* Task objective *
Write every line out verbatim and omit the pictures.

====== Material ======

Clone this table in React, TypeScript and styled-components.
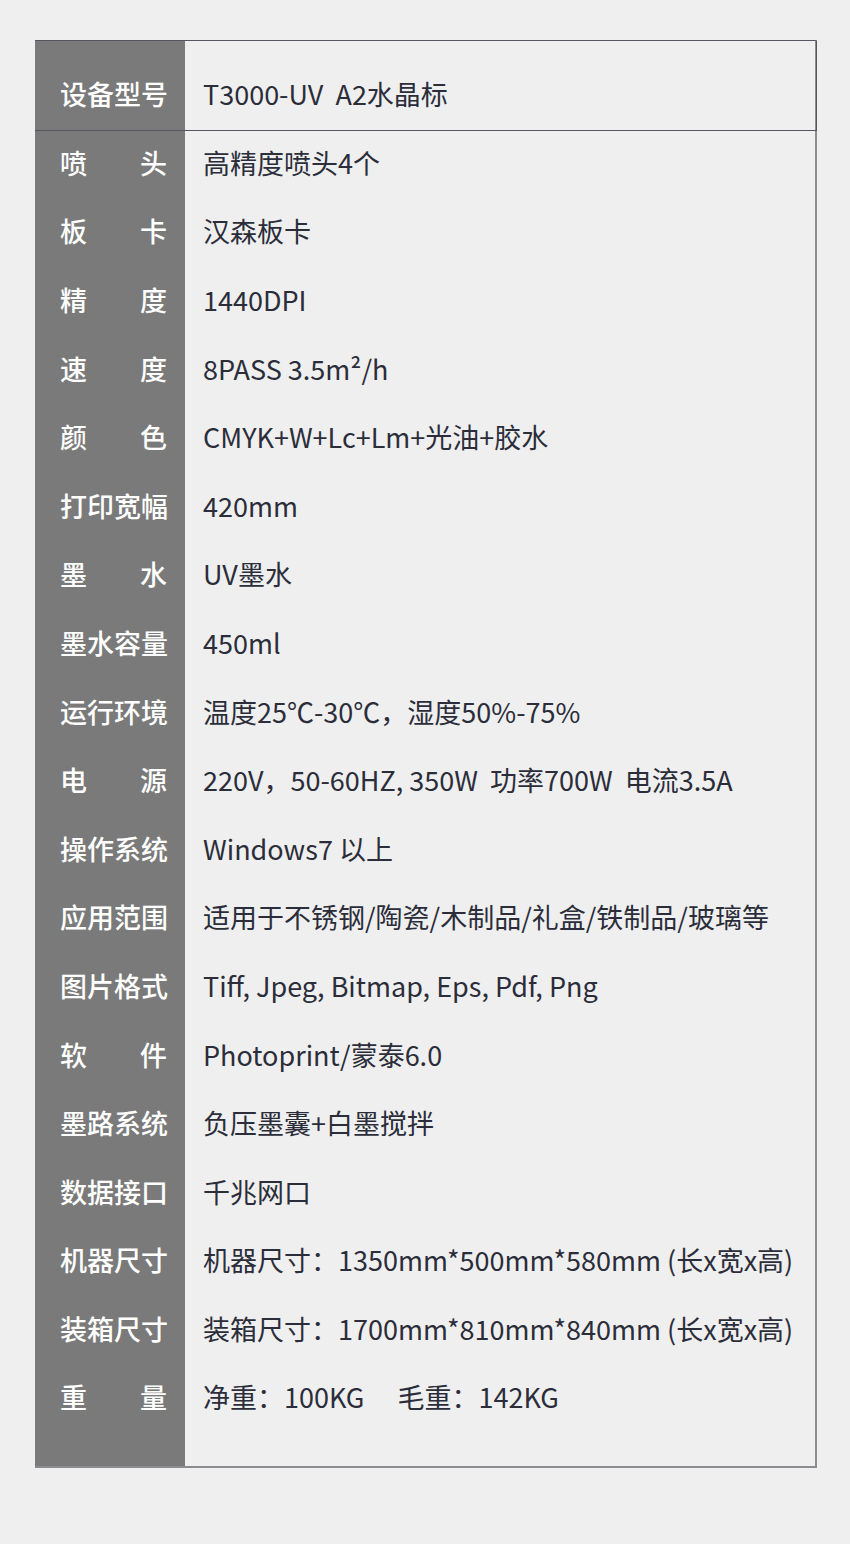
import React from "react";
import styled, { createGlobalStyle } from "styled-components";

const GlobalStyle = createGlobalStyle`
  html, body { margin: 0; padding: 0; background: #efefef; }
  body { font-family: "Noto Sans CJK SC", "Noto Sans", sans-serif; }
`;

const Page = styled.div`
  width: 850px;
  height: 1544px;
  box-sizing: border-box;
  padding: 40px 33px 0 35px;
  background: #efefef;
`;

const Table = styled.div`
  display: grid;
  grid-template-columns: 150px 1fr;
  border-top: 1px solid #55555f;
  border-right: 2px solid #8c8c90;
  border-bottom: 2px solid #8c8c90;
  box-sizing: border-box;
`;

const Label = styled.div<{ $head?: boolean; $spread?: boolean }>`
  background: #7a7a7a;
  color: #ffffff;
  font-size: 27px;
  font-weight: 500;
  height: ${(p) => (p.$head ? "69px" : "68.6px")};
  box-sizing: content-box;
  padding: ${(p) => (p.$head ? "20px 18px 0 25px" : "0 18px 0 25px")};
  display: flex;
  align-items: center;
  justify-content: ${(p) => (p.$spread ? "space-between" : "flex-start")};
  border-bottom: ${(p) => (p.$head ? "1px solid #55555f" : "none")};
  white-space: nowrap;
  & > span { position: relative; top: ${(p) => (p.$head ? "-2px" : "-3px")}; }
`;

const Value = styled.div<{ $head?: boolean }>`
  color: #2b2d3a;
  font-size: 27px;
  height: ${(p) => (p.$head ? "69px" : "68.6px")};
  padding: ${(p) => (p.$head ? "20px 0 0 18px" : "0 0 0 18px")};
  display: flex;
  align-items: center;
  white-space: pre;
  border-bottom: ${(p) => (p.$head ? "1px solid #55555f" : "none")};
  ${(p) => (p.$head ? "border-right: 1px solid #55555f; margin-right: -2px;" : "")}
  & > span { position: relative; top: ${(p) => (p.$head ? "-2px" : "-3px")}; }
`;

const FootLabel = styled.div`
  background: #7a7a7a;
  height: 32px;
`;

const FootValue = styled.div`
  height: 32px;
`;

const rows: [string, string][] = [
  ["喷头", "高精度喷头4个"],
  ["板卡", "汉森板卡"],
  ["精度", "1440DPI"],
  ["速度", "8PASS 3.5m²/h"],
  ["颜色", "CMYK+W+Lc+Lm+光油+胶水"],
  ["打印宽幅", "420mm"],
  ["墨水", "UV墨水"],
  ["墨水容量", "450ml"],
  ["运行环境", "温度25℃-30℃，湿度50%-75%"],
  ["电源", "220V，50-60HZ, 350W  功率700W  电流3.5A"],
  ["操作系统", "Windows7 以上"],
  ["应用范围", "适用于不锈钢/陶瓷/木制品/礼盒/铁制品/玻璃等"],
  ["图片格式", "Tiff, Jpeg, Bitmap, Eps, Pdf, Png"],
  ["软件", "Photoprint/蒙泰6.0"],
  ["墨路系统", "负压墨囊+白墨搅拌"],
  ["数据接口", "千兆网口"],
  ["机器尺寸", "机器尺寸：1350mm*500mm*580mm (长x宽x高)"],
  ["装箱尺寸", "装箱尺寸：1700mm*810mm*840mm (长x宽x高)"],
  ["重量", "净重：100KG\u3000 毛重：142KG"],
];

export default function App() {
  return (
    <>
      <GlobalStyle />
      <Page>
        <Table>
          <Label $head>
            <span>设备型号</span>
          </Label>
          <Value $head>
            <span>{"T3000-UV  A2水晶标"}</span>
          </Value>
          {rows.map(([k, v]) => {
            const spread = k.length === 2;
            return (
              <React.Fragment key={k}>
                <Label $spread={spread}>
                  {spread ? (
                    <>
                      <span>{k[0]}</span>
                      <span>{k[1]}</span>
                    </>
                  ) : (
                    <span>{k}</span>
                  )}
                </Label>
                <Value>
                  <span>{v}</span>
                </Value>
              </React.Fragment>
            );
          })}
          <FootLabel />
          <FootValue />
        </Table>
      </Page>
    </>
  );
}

======

* Response *
Clone this table in React, TypeScript and styled-components.
import React from "react";
import styled, { createGlobalStyle } from "styled-components";

const GlobalStyle = createGlobalStyle`
  html, body { margin: 0; padding: 0; background: #efefef; }
  body { font-family: "Noto Sans CJK SC", "Noto Sans", sans-serif; }
`;

const Page = styled.div`
  width: 850px;
  height: 1544px;
  box-sizing: border-box;
  padding: 40px 33px 0 35px;
  background: #efefef;
`;

const Table = styled.div`
  display: grid;
  grid-template-columns: 150px 1fr;
  border-top: 1px solid #55555f;
  border-right: 2px solid #8c8c90;
  border-bottom: 2px solid #8c8c90;
  box-sizing: border-box;
`;

const Label = styled.div<{ $head?: boolean; $spread?: boolean }>`
  background: #7a7a7a;
  color: #ffffff;
  font-size: 27px;
  font-weight: 500;
  height: ${(p) => (p.$head ? "69px" : "68.6px")};
  box-sizing: content-box;
  padding: ${(p) => (p.$head ? "20px 18px 0 25px" : "0 18px 0 25px")};
  display: flex;
  align-items: center;
  justify-content: ${(p) => (p.$spread ? "space-between" : "flex-start")};
  border-bottom: ${(p) => (p.$head ? "1px solid #55555f" : "none")};
  white-space: nowrap;
  & > span { position: relative; top: ${(p) => (p.$head ? "-2px" : "-3px")}; }
`;

const Value = styled.div<{ $head?: boolean }>`
  color: #2b2d3a;
  font-size: 27px;
  height: ${(p) => (p.$head ? "69px" : "68.6px")};
  padding: ${(p) => (p.$head ? "20px 0 0 18px" : "0 0 0 18px")};
  display: flex;
  align-items: center;
  white-space: pre;
  border-bottom: ${(p) => (p.$head ? "1px solid #55555f" : "none")};
  ${(p) => (p.$head ? "border-right: 1px solid #55555f; margin-right: -2px;" : "")}
  & > span { position: relative; top: ${(p) => (p.$head ? "-2px" : "-3px")}; }
`;

const FootLabel = styled.div`
  background: #7a7a7a;
  height: 32px;
`;

const FootValue = styled.div`
  height: 32px;
`;

const rows: [string, string][] = [
  ["喷头", "高精度喷头4个"],
  ["板卡", "汉森板卡"],
  ["精度", "1440DPI"],
  ["速度", "8PASS 3.5m²/h"],
  ["颜色", "CMYK+W+Lc+Lm+光油+胶水"],
  ["打印宽幅", "420mm"],
  ["墨水", "UV墨水"],
  ["墨水容量", "450ml"],
  ["运行环境", "温度25℃-30℃，湿度50%-75%"],
  ["电源", "220V，50-60HZ, 350W  功率700W  电流3.5A"],
  ["操作系统", "Windows7 以上"],
  ["应用范围", "适用于不锈钢/陶瓷/木制品/礼盒/铁制品/玻璃等"],
  ["图片格式", "Tiff, Jpeg, Bitmap, Eps, Pdf, Png"],
  ["软件", "Photoprint/蒙泰6.0"],
  ["墨路系统", "负压墨囊+白墨搅拌"],
  ["数据接口", "千兆网口"],
  ["机器尺寸", "机器尺寸：1350mm*500mm*580mm (长x宽x高)"],
  ["装箱尺寸", "装箱尺寸：1700mm*810mm*840mm (长x宽x高)"],
  ["重量", "净重：100KG\u3000 毛重：142KG"],
];

export default function App() {
  return (
    <>
      <GlobalStyle />
      <Page>
        <Table>
          <Label $head>
            <span>设备型号</span>
          </Label>
          <Value $head>
            <span>{"T3000-UV  A2水晶标"}</span>
          </Value>
          {rows.map(([k, v]) => {
            const spread = k.length === 2;
            return (
              <React.Fragment key={k}>
                <Label $spread={spread}>
                  {spread ? (
                    <>
                      <span>{k[0]}</span>
                      <span>{k[1]}</span>
                    </>
                  ) : (
                    <span>{k}</span>
                  )}
                </Label>
                <Value>
                  <span>{v}</span>
                </Value>
              </React.Fragment>
            );
          })}
          <FootLabel />
          <FootValue />
        </Table>
      </Page>
    </>
  );
}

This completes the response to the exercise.